In the first instalment of our shirt hunting endeavours, the three of us took the opportunity to spend 48 hours in Bucharest; a city just about doable in this time frame considering the three hour flight from London! By the end of the weekend we treaded wearily onto the plane, yet tremendously satisfied with our efforts.
Hunting for football shirts is much like trying to identify those companies which are undervalued in the stock market, and the approach you take to it matters a great deal. I tend to liken the approach to buying football shirts at home in the UK much like ‘top-down’ investing – you start with the bigger picture and then break it down into smaller segments.
The exact opposite was true for Bucharest. We had to start from the ‘bottom up’, which meant identifying an absolute gem of an independent FC Steaua retailer, based a few kilometres outside of the city centre. The two shopkeepers greeted us with near astonishment as they realised that the only way they were going to sell us anything was to converse in broken English with us, and thank God they did, or ‘mulțumesc’ should I say!
The football shirt market in Romania is not developed in any way at all. A player issue FC Steaua 16/17 home shirts costs more than half of the average Bucharestian’s monthly salary, while a replica issue costs approximately one-third of that. We settled for the latter, while we were also able to source a Romania player issue Euro 2016 shirt, specifically from their second Group Stage fixture versus Switzerland.
In the two hour interim period between purchasing the shirts and waiting for the Gabriel Tamaș and Nicolae Stanciu namesets to be printed, we headed back into the city centre with the ultimate goal of locating the FC Dinamo București club shop. This almost proved a thankless task (it took two attempts to find it), but the three of us agreed the Dinamo shop to be far more professionally run than that of the independent Steaua retailer. With FC Dinamo being bought by Romanian businessman Ionuț Negoiță in 2013, it gives the entire club a far greater commercial advantage over Steaua. Nevertheless, despite the professionalism of the Dinamo club shop, we found the lack of knowledge possessed by the lady at the till somewhat frustrating, which meant we decided to hedge one’s bets and leave with nothing.
The remaining time which we had in Bucharest left us with ample time to sample the local cuisine and beer, whilst also doing a bit of sightseeing on the Sunday. The Palace of the Parliament is a mightily impressive building, the second-largest in the world for administrative purposes, after the Pentagon in the US.

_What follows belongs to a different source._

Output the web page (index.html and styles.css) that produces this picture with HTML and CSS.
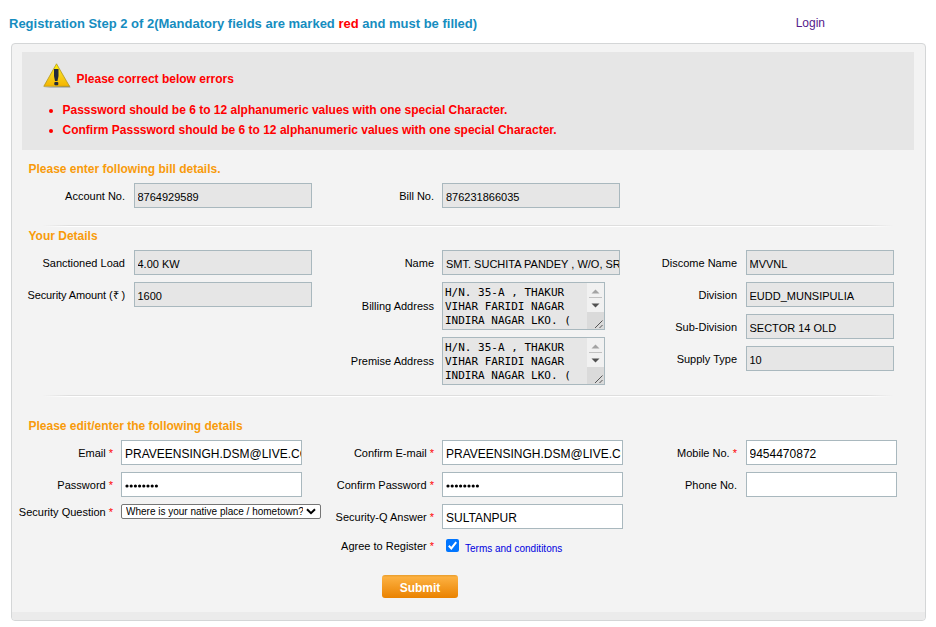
FILE: index.html
```html
<!DOCTYPE html>
<html lang="en">
<head>
<meta charset="utf-8">
<title>Registration Step 2 of 2</title>
<link rel="stylesheet" href="styles.css">
</head>
<body>
<header class="top">
  <h1>Registration Step 2 of 2(Mandatory fields are marked <span class="red">red</span> and must be filled)</h1>
  <a class="login" href="#">Login</a>
</header>
<form class="panel">
  <section class="errors">
    <div class="errors-head">
      <svg class="warn" viewBox="0 0 28 26" width="28" height="26">
        <defs><linearGradient id="wy" x1="0" y1="0" x2="0" y2="1"><stop offset="0" stop-color="#fff200"/><stop offset=".5" stop-color="#f6d21b"/><stop offset="1" stop-color="#f5b400"/></linearGradient></defs>
        <path d="M.5 24.500h27l-1-2z" fill="#8b8f94"/>
        <path d="M13.500 .8 26.500 23.300H.8z" fill="url(#wy)" stroke="#b39722" stroke-width=".8" stroke-linejoin="round"/>
        <path d="M11 6h4.500v7l-1 5h-2.500L11 13z" fill="#222a3c"/>
        <rect x="11.300" y="19" width="4" height="3.300" rx="1" fill="#222a3c"/>
      </svg>
      <strong>Please correct below errors</strong>
    </div>
    <ul>
      <li>Passsword should be 6 to 12 alphanumeric values with one special Character.</li>
      <li>Confirm Passsword should be 6 to 12 alphanumeric values with one special Character.</li>
    </ul>
  </section>

  <section class="bill">
    <h2>Please enter following bill details.</h2>
    <div class="cols">
      <div class="col c1"><div class="row"><label>Account No.</label><input class="ro" readonly value="8764929589"></div></div>
      <div class="col c2"><div class="row"><label>Bill No.</label><input class="ro" readonly value="876231866035"></div></div>
    </div>
  </section>
  <div class="rule"></div>

  <section class="details">
    <h2>Your Details</h2>
    <div class="cols">
      <div class="col c1">
        <div class="row"><label>Sanctioned Load</label><input class="ro" readonly value="4.00 KW"></div>
        <div class="row"><label class="amount">Security Amount (<span class="rupee">₹</span> )</label><input class="ro" readonly value="1600"></div>
      </div>
      <div class="col c2">
        <div class="row"><label>Name</label><input class="ro" readonly value="SMT. SUCHITA PANDEY , W/O, SRI"></div>
        <div class="row tall"><label>Billing Address</label>
          <div class="area"><div class="area-text">H/N. 35-A , THAKUR<br>VIHAR FARIDI NAGAR<br>INDIRA NAGAR LKO. (</div>
            <svg class="bar" viewBox="0 0 17 46" width="17" height="46"><path d="M0 0h17v29H0z" fill="#f1f1f1"/><path d="M0 29h17v17H0z" fill="#dadada"/><path d="M4.500 10.500h8l-4-4z" fill="#a3a3a3"/><path d="M2 14h13v1H2z" fill="#c1c1c1"/><path d="M4.500 20.500h8l-4 4z" fill="#505050"/><path d="M8 45l7.500-7.500M12.500 45l3-3" stroke="#555"/></svg></div></div>
        <div class="row tall"><label>Premise Address</label>
          <div class="area"><div class="area-text">H/N. 35-A , THAKUR<br>VIHAR FARIDI NAGAR<br>INDIRA NAGAR LKO. (</div>
            <svg class="bar" viewBox="0 0 17 46" width="17" height="46"><path d="M0 0h17v29H0z" fill="#f1f1f1"/><path d="M0 29h17v17H0z" fill="#dadada"/><path d="M4.500 10.500h8l-4-4z" fill="#a3a3a3"/><path d="M2 14h13v1H2z" fill="#c1c1c1"/><path d="M4.500 20.500h8l-4 4z" fill="#505050"/><path d="M8 45l7.500-7.500M12.500 45l3-3" stroke="#555"/></svg></div></div>
      </div>
      <div class="col c3">
        <div class="row"><label>Discome Name</label><input class="ro" readonly value="MVVNL"></div>
        <div class="row"><label>Division</label><input class="ro" readonly value="EUDD_MUNSIPULIA"></div>
        <div class="row"><label>Sub-Division</label><input class="ro" readonly value="SECTOR 14 OLD"></div>
        <div class="row"><label>Supply Type</label><input class="ro" readonly value="10"></div>
      </div>
    </div>
  </section>
  <div class="rule"></div>

  <section class="edit">
    <h2>Please edit/enter the following details</h2>
    <div class="cols">
      <div class="col c1">
        <div class="row"><label>Email <i>*</i></label><input value="PRAVEENSINGH.DSM@LIVE.COM"></div>
        <div class="row"><label>Password <i>*</i></label><div class="pw"><svg viewBox="0 0 34 4" width="34" height="4"><path d="M2 2h30" class="dots"/></svg></div></div>
        <div class="row"><label>Security Question <i>*</i></label>
          <div class="select"><span>Where is your native place / hometown?</span><svg viewBox="0 0 10 7" width="10" height="7"><path d="M1 1.200l4 4 4-4" fill="none" stroke="#000" stroke-width="2"/></svg></div></div>
      </div>
      <div class="col c2">
        <div class="row"><label>Confirm E-mail <i>*</i></label><input value="PRAVEENSINGH.DSM@LIVE.COM"></div>
        <div class="row"><label>Confirm Password <i>*</i></label><div class="pw"><svg viewBox="0 0 34 4" width="34" height="4"><path d="M2 2h30" class="dots"/></svg></div></div>
        <div class="row"><label>Security-Q Answer <i>*</i></label><input value="SULTANPUR"></div>
        <div class="row agree"><label>Agree to Register <i>*</i></label>
          <svg class="check" viewBox="0 0 13 13" width="13" height="13"><rect width="13" height="13" rx="2" fill="#0075ff"/><path d="M2.800 6.800l2.500 2.600 4.900-6.300" fill="none" stroke="#fff" stroke-width="2"/></svg>
          <a class="terms" href="#">Terms and condititons</a></div>
      </div>
      <div class="col c3">
        <div class="row"><label>Mobile No. <i>*</i></label><input value="9454470872"></div>
        <div class="row"><label>Phone No.</label><input value=""></div>
      </div>
    </div>
    <button class="submit" type="button">Submit</button>
  </section>
  <div class="foot"></div>
</form>
</body>
</html>
```
FILE: styles.css
```css
* { box-sizing: border-box; }
body {
  margin: 0;
  height: 627px;
  overflow: hidden;
  background: #fff;
  color: #000;
  font: 11px/14px Arial, "Liberation Sans", sans-serif;
}
h1, h2, ul { margin: 0; padding: 0; }
.top {
  display: flex;
  justify-content: space-between;
  height: 43px;
  padding: 15px 111px 0 9px;
}
h1 { font-size: 13px; line-height: 17px; color: #168dc0; white-space: nowrap; }
.red { color: #f00; }
.login { font-size: 12px; line-height: 16px; color: #551a8b; text-decoration: none; }
.panel {
  display: flex;
  flex-direction: column;
  width: 915px;
  height: 578px;
  margin-left: 11px;
  padding-top: 8px;
  border: 1px solid #d4d6d7;
  border-radius: 4px;
  background: #f3f3f3;
  overflow: hidden;
}
.errors {
  width: 892px;
  height: 98px;
  margin-left: 10px;
  background: #e6e6e6;
  color: #f00;
  font-size: 12px;
  font-weight: bold;
  flex: none;
}
.errors-head { display: flex; height: 48px; padding: 11px 0 0 21px; }
.errors-head strong { margin-left: 5.500px; line-height: 32px; }
ul { padding-left: 40.500px; line-height: 20px; white-space: nowrap; }
h2 { padding-left: 16.500px; font-size: 12px; line-height: 16px; color: #f89b0b; }
.bill { height: 75px; padding-top: 11px; flex: none; }
.bill .cols { margin-top: 6px; }
.rule {
  width: 850px;
  height: 2px;
  margin-left: 31px;
  flex: none;
  background: linear-gradient(#dedede 50%, #fff 50%);
  -webkit-mask-image: linear-gradient(90deg, transparent, #000 3%, #000 97%, transparent);
  mask-image: linear-gradient(90deg, transparent, #000 3%, #000 97%, transparent);
}
.details { height: 168px; flex: none; }
.details h2 { padding-top: 1px; }
.details .cols { margin-top: 6px; }
.edit { padding-top: 21px; flex: 1; }
.edit .cols { margin-top: 6px; height: 135px; }
.cols { display: grid; grid-template-columns: 310px 318px 285px; align-items: start; }
.col { display: grid; row-gap: 7px; }
.row { display: flex; align-items: center; }
label { text-align: right; white-space: nowrap; padding-top: 1px; flex: none; }
label i { color: #f00; font-style: normal; }
.tall label { padding: 0 0 1px; }
.amount { letter-spacing: -.1px; }
.c1 label { width: 113px; margin-right: 9px; }
.c2 label { width: 112px; margin-right: 8px; }
.c3 label { width: 97px; margin-right: 9px; }
.edit .c1 label { width: 101px; margin-right: 8px; }
input, .pw {
  width: 178px;
  height: 25px;
  margin: 0;
  padding: 3px 0 0 3px;
  border: 1px solid #a9b8be;
  border-radius: 0;
  outline: 0;
  background: #fff;
  color: #000;
  font: 12px Arial, "Liberation Sans", sans-serif;
}
input.ro { background: #e6e6e6; font-size: 11px; }
.c1 input.ro, .c3 input { padding-left: 2.500px; }
.c3 input.ro { width: 148px; }
.edit input, .pw { width: 181px; }
.edit .c2 input { padding-right: 1px; }
.edit .c3 input { width: 151px; }
.pw { display: flex; align-items: center; padding: 2px 0 0 3px; }
.dots { fill: none; stroke: #000; stroke-width: 3.200; stroke-linecap: round; stroke-dasharray: 0 4.200; }
.area {
  display: flex;
  justify-content: space-between;
  width: 163px;
  height: 48px;
  padding-left: 2px;
  border: 1px solid #a9b8be;
  background: #e6e6e6;
}
.area-text { padding-top: 3px; font: 11px/14px "DejaVu Sans Mono", monospace; white-space: nowrap; }
.select {
  display: flex;
  align-items: center;
  width: 200px;
  height: 15px;
  padding: 0 4px;
  border: 1px solid #767676;
  border-radius: 2px;
  background: #fff;
  font-size: 10px;
  line-height: 13px;
}
.select span { width: 177px; overflow: hidden; white-space: nowrap; flex: none; }
.select svg { margin-left: 3px; }
.agree { height: 25px; margin-top: -2px; }
.agree label { padding: 0 0 1px; }
.check { margin-left: 4px; margin-top: -3px; }
.terms { margin: 4px 0 0 6px; font-size: 10px; color: #0000e0; text-decoration: none; white-space: nowrap; }
.submit {
  display: block;
  width: 76px;
  height: 23px;
  margin-left: 370px;
  padding: 2px 0 0;
  border: 0;
  border-radius: 3px;
  background: linear-gradient(#e89d2c, #fcb040 10%, #ea8200);
  color: #fff;
  font: bold 12px Arial, "Liberation Sans", sans-serif;
}
.foot { height: 8px; background: #ebebeb; flex: none; }
```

To sum up, we found Romanians to be incredibly friendly people and the city of Bucharest somewhat chaotic (taxi drivers take note!), but left with a sense of pride that we had successfully navigated our way through a market which has very different business customs to that of the UK. Football shirts do not hold any commercial value in Romania, and the industry there still appears to be in its embryonic phase.